One runner had used a foot pod and recorded 42.4km. Although using a completely different technology this made an interesting comparison, particularly since she was a competitive athlete who had calibrated the pod on part of the course.

The runner recording 42.39km was also a competitive athlete. These runners were both likely to have paid more attention to taking the shortest line and minimizing any distance they ran over and above the “shortest possible route”.

Williamson suggests other reasons why GPS watches record more than the race distance:

  • Low battery levels reduce accuracy particularly on models where information is sent from a separate GPS unit to a display watch.
  • Wearing the unit on one arm means distance is added when the body rotates – such as when collecting drinks at a water station. Similarly, wrist or arm movements related to each stride taken adds a small extra distance with each footfall, which will accumulate over the length of the race.
  • Consumer GPS units take time to re-establish their tracking line after the disruption of an underpass, tree cover or the “shadow” of tall buildings.

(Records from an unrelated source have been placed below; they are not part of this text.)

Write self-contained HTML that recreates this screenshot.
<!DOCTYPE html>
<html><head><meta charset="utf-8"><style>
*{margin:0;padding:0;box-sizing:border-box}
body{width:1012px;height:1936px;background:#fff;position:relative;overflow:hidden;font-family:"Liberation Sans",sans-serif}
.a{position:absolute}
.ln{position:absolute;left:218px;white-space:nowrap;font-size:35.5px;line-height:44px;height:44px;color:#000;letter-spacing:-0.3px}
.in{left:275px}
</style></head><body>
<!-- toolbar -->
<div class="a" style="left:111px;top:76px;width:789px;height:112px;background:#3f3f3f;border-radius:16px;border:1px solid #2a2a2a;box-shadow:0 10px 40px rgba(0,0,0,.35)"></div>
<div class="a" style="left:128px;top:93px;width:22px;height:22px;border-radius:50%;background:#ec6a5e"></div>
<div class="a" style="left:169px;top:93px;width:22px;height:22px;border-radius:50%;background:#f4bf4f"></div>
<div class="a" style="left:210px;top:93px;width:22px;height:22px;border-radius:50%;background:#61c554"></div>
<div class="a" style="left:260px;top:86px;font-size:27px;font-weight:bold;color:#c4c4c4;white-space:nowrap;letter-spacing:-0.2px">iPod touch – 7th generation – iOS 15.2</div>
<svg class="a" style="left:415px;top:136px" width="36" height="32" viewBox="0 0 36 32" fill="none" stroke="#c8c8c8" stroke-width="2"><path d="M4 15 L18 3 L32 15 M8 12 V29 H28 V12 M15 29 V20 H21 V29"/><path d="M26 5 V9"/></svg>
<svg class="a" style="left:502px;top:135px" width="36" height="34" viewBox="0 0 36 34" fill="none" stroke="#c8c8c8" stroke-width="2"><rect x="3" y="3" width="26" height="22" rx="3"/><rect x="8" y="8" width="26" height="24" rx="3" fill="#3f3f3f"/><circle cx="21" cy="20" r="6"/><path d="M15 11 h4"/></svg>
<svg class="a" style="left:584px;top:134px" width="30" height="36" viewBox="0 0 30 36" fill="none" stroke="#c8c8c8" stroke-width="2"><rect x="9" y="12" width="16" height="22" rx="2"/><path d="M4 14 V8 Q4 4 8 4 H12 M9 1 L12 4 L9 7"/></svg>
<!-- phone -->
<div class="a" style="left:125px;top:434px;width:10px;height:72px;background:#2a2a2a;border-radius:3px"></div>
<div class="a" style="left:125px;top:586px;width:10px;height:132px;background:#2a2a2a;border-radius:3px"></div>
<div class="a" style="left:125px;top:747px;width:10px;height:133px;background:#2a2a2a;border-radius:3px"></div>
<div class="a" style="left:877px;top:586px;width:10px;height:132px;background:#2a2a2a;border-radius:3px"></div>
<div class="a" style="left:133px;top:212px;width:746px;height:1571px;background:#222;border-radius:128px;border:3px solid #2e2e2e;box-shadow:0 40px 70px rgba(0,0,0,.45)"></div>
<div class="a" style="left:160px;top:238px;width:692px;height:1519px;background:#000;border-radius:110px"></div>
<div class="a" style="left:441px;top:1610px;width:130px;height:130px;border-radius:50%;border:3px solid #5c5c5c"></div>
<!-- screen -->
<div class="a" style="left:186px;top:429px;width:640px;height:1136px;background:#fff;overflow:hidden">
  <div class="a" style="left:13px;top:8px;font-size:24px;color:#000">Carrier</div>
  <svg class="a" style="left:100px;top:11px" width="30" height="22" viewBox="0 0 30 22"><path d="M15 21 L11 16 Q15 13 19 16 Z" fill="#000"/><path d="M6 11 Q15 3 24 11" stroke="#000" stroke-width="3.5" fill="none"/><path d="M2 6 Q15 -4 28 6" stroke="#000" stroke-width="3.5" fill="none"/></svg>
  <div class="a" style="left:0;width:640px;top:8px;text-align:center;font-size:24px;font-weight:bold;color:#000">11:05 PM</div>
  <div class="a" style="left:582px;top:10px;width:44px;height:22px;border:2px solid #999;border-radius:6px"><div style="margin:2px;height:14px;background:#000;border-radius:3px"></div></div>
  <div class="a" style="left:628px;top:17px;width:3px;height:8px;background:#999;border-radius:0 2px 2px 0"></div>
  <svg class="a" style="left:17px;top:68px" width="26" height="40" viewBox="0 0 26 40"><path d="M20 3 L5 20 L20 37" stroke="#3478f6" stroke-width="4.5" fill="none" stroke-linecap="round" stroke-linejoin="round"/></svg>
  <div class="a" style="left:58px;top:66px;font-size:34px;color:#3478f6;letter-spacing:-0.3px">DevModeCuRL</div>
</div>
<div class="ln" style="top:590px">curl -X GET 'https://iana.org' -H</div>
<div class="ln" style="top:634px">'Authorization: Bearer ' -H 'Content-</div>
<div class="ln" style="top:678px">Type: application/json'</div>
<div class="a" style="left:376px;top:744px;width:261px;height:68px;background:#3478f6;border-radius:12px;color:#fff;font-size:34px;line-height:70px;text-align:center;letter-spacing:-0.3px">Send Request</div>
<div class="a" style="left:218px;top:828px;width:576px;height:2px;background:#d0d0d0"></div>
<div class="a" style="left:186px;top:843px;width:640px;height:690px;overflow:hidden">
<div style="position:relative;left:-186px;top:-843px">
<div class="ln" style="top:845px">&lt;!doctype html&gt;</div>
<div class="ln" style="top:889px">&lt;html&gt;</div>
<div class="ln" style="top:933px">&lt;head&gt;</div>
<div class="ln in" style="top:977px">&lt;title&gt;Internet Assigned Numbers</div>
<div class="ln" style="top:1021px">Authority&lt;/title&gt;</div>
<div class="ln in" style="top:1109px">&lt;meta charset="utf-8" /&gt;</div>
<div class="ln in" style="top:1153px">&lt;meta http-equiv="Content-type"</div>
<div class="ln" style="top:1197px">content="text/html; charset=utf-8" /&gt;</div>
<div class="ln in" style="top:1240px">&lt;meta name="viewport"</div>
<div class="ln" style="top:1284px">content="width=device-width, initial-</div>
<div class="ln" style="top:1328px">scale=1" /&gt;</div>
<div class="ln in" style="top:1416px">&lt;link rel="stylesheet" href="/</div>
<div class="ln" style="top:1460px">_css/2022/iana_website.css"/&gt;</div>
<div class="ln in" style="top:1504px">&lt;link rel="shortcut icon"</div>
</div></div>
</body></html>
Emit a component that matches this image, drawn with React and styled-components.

This ‘dancing’ around during re-location can add to the distance registered.

While these may individually have a relatively minor effect on the final recorded distance, the combined effect becomes significant when compared to the levels of consistency and accuracy achieved by the calibrated bicycle method of measurement.

Fitness GPS units tend to over-read distance, and although highly beneficial for training purposes, in races there are significant limitations to their application, above all the inability to follow the theoretical “shortest possible route”. Race participants should bear this in mind before complaining a course is too long.